## WRITTEN REQUEST:
Write out the material again word for word, dropping any images it holds.

## DATASET RECORDS:
•••
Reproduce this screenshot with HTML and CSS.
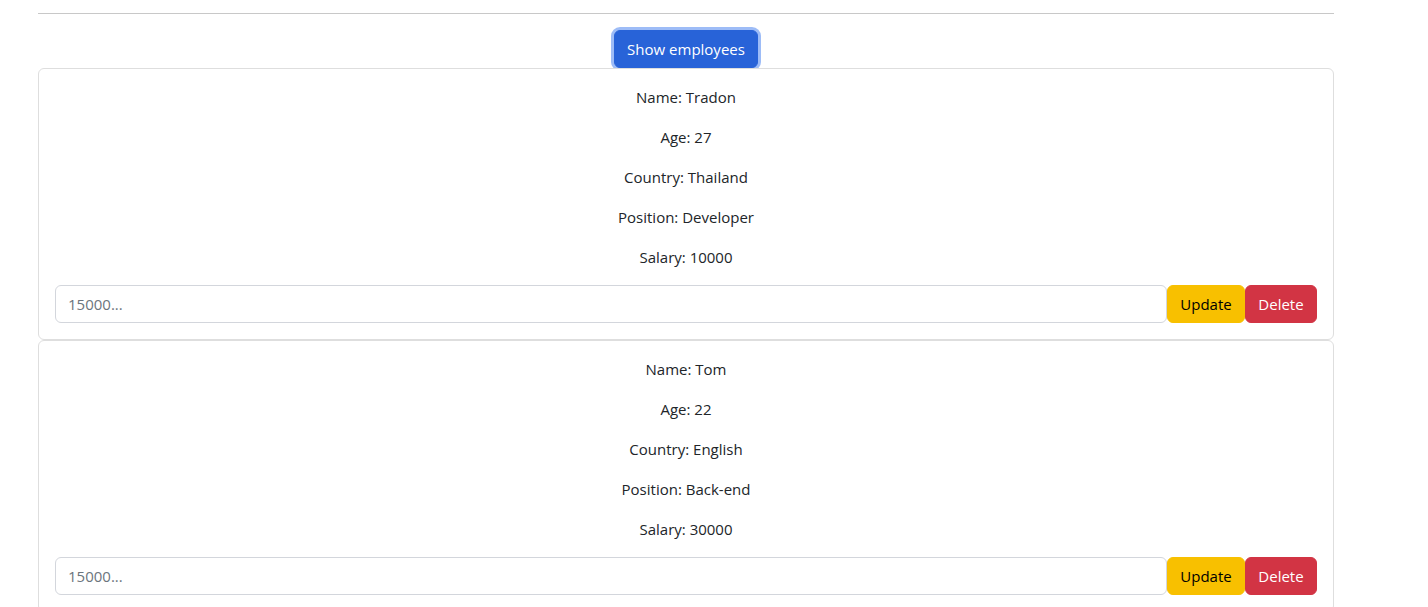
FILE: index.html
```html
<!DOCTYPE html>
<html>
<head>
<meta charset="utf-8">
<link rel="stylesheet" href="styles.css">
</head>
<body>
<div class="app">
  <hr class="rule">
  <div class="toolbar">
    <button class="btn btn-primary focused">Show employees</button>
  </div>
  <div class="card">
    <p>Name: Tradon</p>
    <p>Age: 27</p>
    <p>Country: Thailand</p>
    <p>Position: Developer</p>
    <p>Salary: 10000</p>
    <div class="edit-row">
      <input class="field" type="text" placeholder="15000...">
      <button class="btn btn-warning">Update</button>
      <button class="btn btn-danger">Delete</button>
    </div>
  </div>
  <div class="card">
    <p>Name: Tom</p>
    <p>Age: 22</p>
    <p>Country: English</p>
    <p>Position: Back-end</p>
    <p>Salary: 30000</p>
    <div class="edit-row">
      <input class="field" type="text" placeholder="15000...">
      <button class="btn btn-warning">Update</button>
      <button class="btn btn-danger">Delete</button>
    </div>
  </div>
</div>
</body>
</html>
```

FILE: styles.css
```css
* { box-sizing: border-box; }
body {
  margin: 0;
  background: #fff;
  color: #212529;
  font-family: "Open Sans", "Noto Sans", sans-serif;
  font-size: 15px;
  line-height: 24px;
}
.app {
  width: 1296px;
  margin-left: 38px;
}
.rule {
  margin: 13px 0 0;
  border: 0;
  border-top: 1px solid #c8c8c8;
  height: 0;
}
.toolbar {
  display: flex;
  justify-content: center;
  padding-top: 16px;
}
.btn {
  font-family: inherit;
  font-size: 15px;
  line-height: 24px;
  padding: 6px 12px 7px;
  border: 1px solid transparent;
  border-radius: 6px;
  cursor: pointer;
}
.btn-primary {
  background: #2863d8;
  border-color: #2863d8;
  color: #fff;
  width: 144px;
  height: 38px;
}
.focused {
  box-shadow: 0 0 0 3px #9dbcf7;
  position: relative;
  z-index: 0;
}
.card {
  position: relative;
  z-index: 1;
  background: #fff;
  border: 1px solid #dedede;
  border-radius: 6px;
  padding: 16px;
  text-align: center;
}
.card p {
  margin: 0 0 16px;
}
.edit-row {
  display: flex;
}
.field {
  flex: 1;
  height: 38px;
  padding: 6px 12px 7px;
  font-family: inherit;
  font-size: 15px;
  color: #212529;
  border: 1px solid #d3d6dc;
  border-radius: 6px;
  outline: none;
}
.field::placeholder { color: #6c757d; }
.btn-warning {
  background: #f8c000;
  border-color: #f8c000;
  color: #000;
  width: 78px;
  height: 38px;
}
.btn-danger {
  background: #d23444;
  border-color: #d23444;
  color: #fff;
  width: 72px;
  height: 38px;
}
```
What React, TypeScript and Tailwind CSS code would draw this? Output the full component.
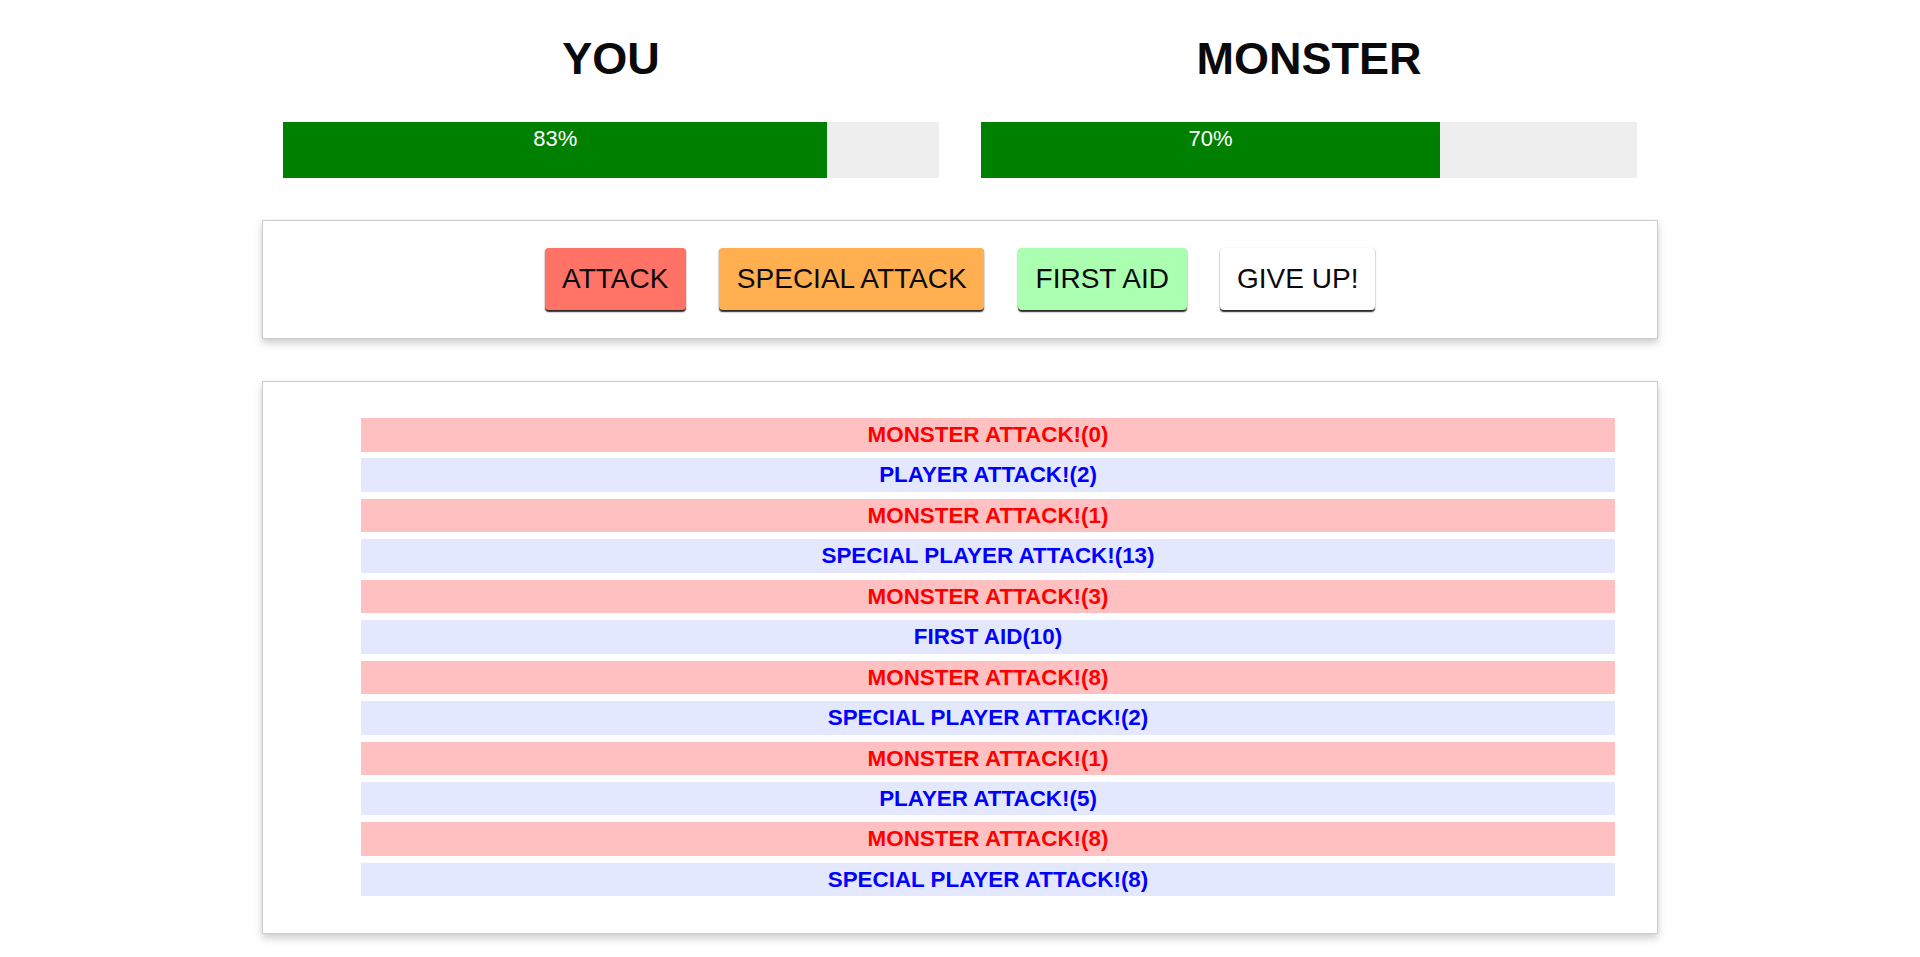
•••
## TASK SOLUTION:
Reproduce this screenshot with HTML and CSS.
FILE: index.html
```html
<!DOCTYPE html>
<html>
<head>
<meta charset="utf-8">
<link rel="stylesheet" href="styles.css">
</head>
<body>
<div class="app">
  <hr class="rule">
  <div class="toolbar">
    <button class="btn btn-primary focused">Show employees</button>
  </div>
  <div class="card">
    <p>Name: Tradon</p>
    <p>Age: 27</p>
    <p>Country: Thailand</p>
    <p>Position: Developer</p>
    <p>Salary: 10000</p>
    <div class="edit-row">
      <input class="field" type="text" placeholder="15000...">
      <button class="btn btn-warning">Update</button>
      <button class="btn btn-danger">Delete</button>
    </div>
  </div>
  <div class="card">
    <p>Name: Tom</p>
    <p>Age: 22</p>
    <p>Country: English</p>
    <p>Position: Back-end</p>
    <p>Salary: 30000</p>
    <div class="edit-row">
      <input class="field" type="text" placeholder="15000...">
      <button class="btn btn-warning">Update</button>
      <button class="btn btn-danger">Delete</button>
    </div>
  </div>
</div>
</body>
</html>
```

FILE: styles.css
```css
* { box-sizing: border-box; }
body {
  margin: 0;
  background: #fff;
  color: #212529;
  font-family: "Open Sans", "Noto Sans", sans-serif;
  font-size: 15px;
  line-height: 24px;
}
.app {
  width: 1296px;
  margin-left: 38px;
}
.rule {
  margin: 13px 0 0;
  border: 0;
  border-top: 1px solid #c8c8c8;
  height: 0;
}
.toolbar {
  display: flex;
  justify-content: center;
  padding-top: 16px;
}
.btn {
  font-family: inherit;
  font-size: 15px;
  line-height: 24px;
  padding: 6px 12px 7px;
  border: 1px solid transparent;
  border-radius: 6px;
  cursor: pointer;
}
.btn-primary {
  background: #2863d8;
  border-color: #2863d8;
  color: #fff;
  width: 144px;
  height: 38px;
}
.focused {
  box-shadow: 0 0 0 3px #9dbcf7;
  position: relative;
  z-index: 0;
}
.card {
  position: relative;
  z-index: 1;
  background: #fff;
  border: 1px solid #dedede;
  border-radius: 6px;
  padding: 16px;
  text-align: center;
}
.card p {
  margin: 0 0 16px;
}
.edit-row {
  display: flex;
}
.field {
  flex: 1;
  height: 38px;
  padding: 6px 12px 7px;
  font-family: inherit;
  font-size: 15px;
  color: #212529;
  border: 1px solid #d3d6dc;
  border-radius: 6px;
  outline: none;
}
.field::placeholder { color: #6c757d; }
.btn-warning {
  background: #f8c000;
  border-color: #f8c000;
  color: #000;
  width: 78px;
  height: 38px;
}
.btn-danger {
  background: #d23444;
  border-color: #d23444;
  color: #fff;
  width: 72px;
  height: 38px;
}
```
What React, TypeScript and Tailwind CSS code would draw this? Output the full component.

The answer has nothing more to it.